Obvious one, this. The hosts have gradually become less and less interesting, and the show has become more about them than about music (or 'HIGNFY syndrome' as it's also known). The Lorraine Kelly episode felt like the nadir of this a couple of weeks ago, but the nadirs (nadiri?) seem to be coming so thick and fast at the moment, with stilted camera delivery, awkward banter and a reliance on Phill Jupitus to keep the show moving, that it almost seems harsh to single her out.

So who to cast? The guest hosts so far have been fairly uninspiring, but Simon Amstell's guest appearance in the series after Mark Lamarr left didn't really point to the show he would help craft. So what about David O'Doherty? He did a decent enough episode, and also did sterling work on the live show at Latitude. He should also be walk the line between keeping viewers who like harshness interested, and making the show his own.

Quite strangely the guest booking is still pretty good. A couple of weeks ago the bookers really surpassed themselves, coupling Tony Law – an out-there comedian with far too little broadcast time – and Stacey Solomon – a populist celeb who usefully happens to be damned hilarious. It's just the sort of off-the-beaten-track meets low brow collision that Buzzcocks has made great telly from for years. 

Make the writers care about music

Lamarr had a great line in berating the worst excesses of guitar musicians; Amstell could tackle pop like no-one else. The current writers seem to think that making a joke about the Saturdays being a bit dim counts as comedy.
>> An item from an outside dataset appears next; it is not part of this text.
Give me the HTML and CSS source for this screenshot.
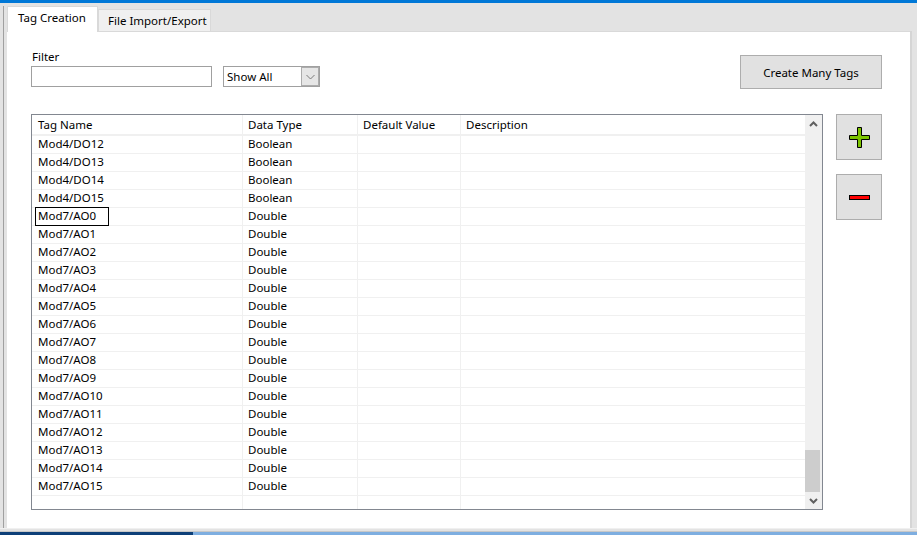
FILE: index.html
```html
<!DOCTYPE html>
<html>
<head>
<meta charset="utf-8">
<link rel="stylesheet" href="styles.css">
</head>
<body>
<div class="screen">
  <div class="topbar"></div>
  <div class="frame">
    <div class="edge-left"><div class="edge-line"></div></div>
    <div class="tabctl">
      <div class="tabstrip">
        <div class="tab active">Tag Creation</div>
        <div class="tab">File Import/Export</div>
      </div>
      <div class="page">
        <div class="toprow">
          <div class="filter">
            <div class="label">Filter</div>
            <div class="filter-controls">
              <div class="textbox"></div>
              <div class="combo">
                <span class="combo-text">Show All</span>
                <div class="combo-btn">
                  <svg width="9" height="6" viewBox="0 0 9 6"><path d="M0.5 1 L4.5 5 L8.5 1" fill="none" stroke="#7a7a7a" stroke-width="1"/></svg>
                </div>
              </div>
            </div>
          </div>
          <div class="btn create">Create Many Tags</div>
        </div>
        <div class="bottomrow">
          <div class="grid">
            <div class="grid-body">
              <div class="row header"><div class="cell">Tag Name</div><div class="cell">Data Type</div><div class="cell">Default Value</div><div class="cell">Description</div></div>
              <div class="row"><div class="cell">Mod4/DO12</div><div class="cell">Boolean</div><div class="cell"></div><div class="cell"></div></div>
              <div class="row"><div class="cell">Mod4/DO13</div><div class="cell">Boolean</div><div class="cell"></div><div class="cell"></div></div>
              <div class="row"><div class="cell">Mod4/DO14</div><div class="cell">Boolean</div><div class="cell"></div><div class="cell"></div></div>
              <div class="row"><div class="cell">Mod4/DO15</div><div class="cell">Boolean</div><div class="cell"></div><div class="cell"></div></div>
              <div class="row"><div class="cell editing"><span class="editbox">Mod7/AO0</span></div><div class="cell">Double</div><div class="cell"></div><div class="cell"></div></div>
              <div class="row"><div class="cell">Mod7/AO1</div><div class="cell">Double</div><div class="cell"></div><div class="cell"></div></div>
              <div class="row"><div class="cell">Mod7/AO2</div><div class="cell">Double</div><div class="cell"></div><div class="cell"></div></div>
              <div class="row"><div class="cell">Mod7/AO3</div><div class="cell">Double</div><div class="cell"></div><div class="cell"></div></div>
              <div class="row"><div class="cell">Mod7/AO4</div><div class="cell">Double</div><div class="cell"></div><div class="cell"></div></div>
              <div class="row"><div class="cell">Mod7/AO5</div><div class="cell">Double</div><div class="cell"></div><div class="cell"></div></div>
              <div class="row"><div class="cell">Mod7/AO6</div><div class="cell">Double</div><div class="cell"></div><div class="cell"></div></div>
              <div class="row"><div class="cell">Mod7/AO7</div><div class="cell">Double</div><div class="cell"></div><div class="cell"></div></div>
              <div class="row"><div class="cell">Mod7/AO8</div><div class="cell">Double</div><div class="cell"></div><div class="cell"></div></div>
              <div class="row"><div class="cell">Mod7/AO9</div><div class="cell">Double</div><div class="cell"></div><div class="cell"></div></div>
              <div class="row"><div class="cell">Mod7/AO10</div><div class="cell">Double</div><div class="cell"></div><div class="cell"></div></div>
              <div class="row"><div class="cell">Mod7/AO11</div><div class="cell">Double</div><div class="cell"></div><div class="cell"></div></div>
              <div class="row"><div class="cell">Mod7/AO12</div><div class="cell">Double</div><div class="cell"></div><div class="cell"></div></div>
              <div class="row"><div class="cell">Mod7/AO13</div><div class="cell">Double</div><div class="cell"></div><div class="cell"></div></div>
              <div class="row"><div class="cell">Mod7/AO14</div><div class="cell">Double</div><div class="cell"></div><div class="cell"></div></div>
              <div class="row"><div class="cell">Mod7/AO15</div><div class="cell">Double</div><div class="cell"></div><div class="cell"></div></div>
              <div class="row"><div class="cell"></div><div class="cell"></div><div class="cell"></div><div class="cell"></div></div>
            </div>
            <div class="vscroll">
              <div class="sb-btn">
                <svg width="9" height="6" viewBox="0 0 9 6"><path d="M1 5 L4.5 1.5 L8 5" fill="none" stroke="#606060" stroke-width="2"/></svg>
              </div>
              <div class="sb-track"></div>
              <div class="sb-thumb"></div>
              <div class="sb-btn">
                <svg width="9" height="6" viewBox="0 0 9 6"><path d="M1 1 L4.5 4.5 L8 1" fill="none" stroke="#606060" stroke-width="2"/></svg>
              </div>
            </div>
          </div>
          <div class="side">
            <div class="btn icon-btn">
              <svg width="21" height="21" viewBox="0 0 21 21"><path d="M8.5 0.5 H12.5 V8.5 H20.5 V12.5 H12.5 V20.5 H8.5 V12.5 H0.5 V8.5 H8.5 Z" fill="#7cc400" stroke="#000" stroke-width="1"/></svg>
            </div>
            <div class="btn icon-btn">
              <svg width="21" height="5" viewBox="0 0 21 5"><rect x="0.5" y="0.5" width="20" height="4" fill="#ff0000" stroke="#000" stroke-width="1"/></svg>
            </div>
          </div>
        </div>
      </div>
    </div>
    <div class="edge-right"></div>
  </div>
  <div class="bottomedge"></div>
  <div class="taskbar"><div class="tb-dark"></div><div class="tb-light"></div></div>
</div>
</body>
</html>
```
FILE: styles.css
```css
* { box-sizing: border-box; }
html, body { margin: 0; padding: 0; }
body {
  width: 917px;
  height: 535px;
  overflow: hidden;
  font-family: "Noto Sans", "Liberation Sans", sans-serif;
  font-size: 11.5px;
  color: #000;
  background: #e3e3e3;
}
.screen {
  display: flex;
  flex-direction: column;
  width: 917px;
  height: 535px;
}
.topbar {
  height: 3px;
  background: #0078d7;
  flex: none;
}
.frame {
  display: flex;
  height: 525px;
  flex: none;
  background: #e3e3e3;
}
.edge-left {
  width: 7px;
  flex: none;
  display: flex;
  padding: 3px 0 0 3px;
}
.edge-line {
  width: 1px;
  background: #a0a0a0;
}
.tabctl {
  width: 903px;
  flex: none;
  display: flex;
  flex-direction: column;
}
.tabstrip {
  height: 28px;
  display: flex;
  align-items: flex-end;
  flex: none;
}
.tab {
  height: 22px;
  width: 113px;
  padding: 0 0 0 9px;
  background: #f0f0f0;
  border: 1px solid #d9d9d9;
  border-bottom: none;
  line-height: 21px;
  white-space: nowrap;
}
.tab.active {
  height: 26px;
  width: 91px;
  margin-bottom: -1px;
  padding: 0 0 0 10px;
  background: #fff;
  border-color: #d9d9d9;
  line-height: 22px;
  position: relative;
  z-index: 1;
}
.page {
  height: 497px;
  background: #fff;
  border-top: 1px solid #d9d9d9;
  padding: 0 28px 18px 24px;
  display: flex;
  flex-direction: column;
}
.toprow {
  height: 82px;
  display: flex;
  justify-content: space-between;
  flex: none;
}
.filter {
  padding-top: 17px;
}
.label {
  height: 17px;
  line-height: 16px;
  padding-left: 1px;
}
.filter-controls {
  display: flex;
  gap: 11px;
}
.textbox {
  width: 181px;
  height: 21px;
  border: 1px solid #a0a0a0;
  background: #fff;
}
.combo {
  width: 97px;
  height: 21px;
  border: 1px solid #a0a0a0;
  display: flex;
  align-items: center;
  justify-content: space-between;
  padding: 0 0 0 3px;
}
.combo-text { line-height: 19px; }
.combo-btn {
  width: 18px;
  height: 19px;
  background: #e6e6e6;
  border: 1px solid #acacac;
  display: flex;
  align-items: center;
  justify-content: center;
}
.btn {
  background: #e1e1e1;
  border: 1px solid #adadad;
  display: flex;
  align-items: center;
  justify-content: center;
}
.create {
  margin-top: 23px;
  width: 142px;
  height: 34px;
}
.bottomrow {
  display: flex;
  gap: 13px;
  height: 396px;
  flex: none;
}
.grid {
  width: 792px;
  height: 396px;
  border: 1px solid #828790;
  display: flex;
}
.grid-body {
  flex: 1;
  overflow: hidden;
}
.row {
  display: grid;
  grid-template-columns: 211px 115px 103px 1fr;
  height: 18px;
  border-bottom: 1px solid #f0f0f0;
}
.row.header {
  height: 21px;
  border-bottom: 2px solid #f0f0f0;
}
.cell {
  border-right: 1px solid #f0f0f0;
  padding-left: 6px;
  line-height: 15px;
  white-space: nowrap;
}
.row .cell:nth-child(n+2) { padding-left: 5px; }
.row.header .cell { line-height: 19px; }
.cell:last-child { border-right: none; }
.cell.editing { padding-left: 3px; }
.editbox {
  display: block;
  width: 74px;
  height: 19px;
  margin-top: -1px;
  border: 1px solid #000;
  padding-left: 2px;
  line-height: 16px;
}
.vscroll {
  width: 17px;
  flex: none;
  background: #f0f0f0;
  display: flex;
  flex-direction: column;
}
.sb-btn {
  height: 17px;
  display: flex;
  align-items: center;
  justify-content: center;
  flex: none;
}
.sb-track { flex: 1; }
.sb-thumb {
  height: 42px;
  width: 15px;
  background: #cdcdcd;
  flex: none;
}
.side {
  display: flex;
  flex-direction: column;
  gap: 14px;
  width: 46px;
}
.icon-btn {
  width: 46px;
  height: 46px;
}
.edge-right {
  width: 7px;
  flex: none;
  border-left: 2px solid #d5d5d5;
  margin-top: 28px;
}
.bottomedge {
  height: 4px;
  flex: none;
  background: #e3e3e3;
  border-top: 1px solid #f0f0f0;
  border-bottom: 1px solid #c8c8c8;
}
.taskbar {
  height: 3px;
  flex: none;
  display: flex;
}
.tb-dark { width: 193px; background: #0d3f78; }
.tb-light { flex: 1; background: #7eaee0; }
```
Basically I'm suggesting the writers need to be FORCED TO CONSUME all the music possible. I'm not suggesting that we need to start having jokes about Kuedo and D/R/U/G/S, but it does seem like the one way to force them to start caring about music again and start firing up the musical joke neurons that seem to have fallen utterly dormant lately.

Fresh comedians

While I stand by my point that guest booking is still pretty good, there's plenty of room for upping the comedian count – after all, they normally have to do the heavy lifting on the show jokewise. 8 Out of 10 Cats has proven that the current crop of young comedians can breathe fresh life into a so-so show, but Buzzcocks could have a trick up its sleeve it doesn't even realise. 

The last few years have seen the number of musical comedians who aren't the worst thing ever expand from 'Bill Bailey' to 'lots of people'. As mentioned above, David O'Doherty could do mainstream appeal while giving the show back a BBC Two edge (as in, he wears a cape). Frisky and Mannish are looking for a new gig. Isy Suttie has the mainstream appeal. And there's a whole host of others who could do the trick. Couldn't this be a good way to do something fresh with the show without losing the plot? 

(EXTRA NOTE: Jupitus and Fielding are doing a great job at keeping the show moving whenever there are weaker hosts in the chair, as well as keeping a firm lid on the show returning to the worst excesses of the Amstell years. So hurrah for them, the show would probably be sunk without them both.)

Don't force the rounds

The attempted 'refresh' with the current series has consisted partly of a ropey sketch to open the show. This does not work. Several new rounds have been introduced and either verbose or so flimsy that there is no way to chit chat about music (see above). This also does not work.

We're all on board mixing the rounds up a bit, but why not resurrect some forgotten ones? Unidentifiable Lyrics was a classic round (Cathy Dennis saying 'barrel of fudge' LOL). What Have We Pixellated seems to have fallen into disuse and was never quite as used as it could have been. There's plenty of old material that could be sifted and revived.

So, these are our thoughts. Given the way the show's 'refreshes' have gone so far, it seems more likely that Buzzcocks' will get it's own Star Bar (obligatory Top of the Pops reference). But it's not too late yet. YET.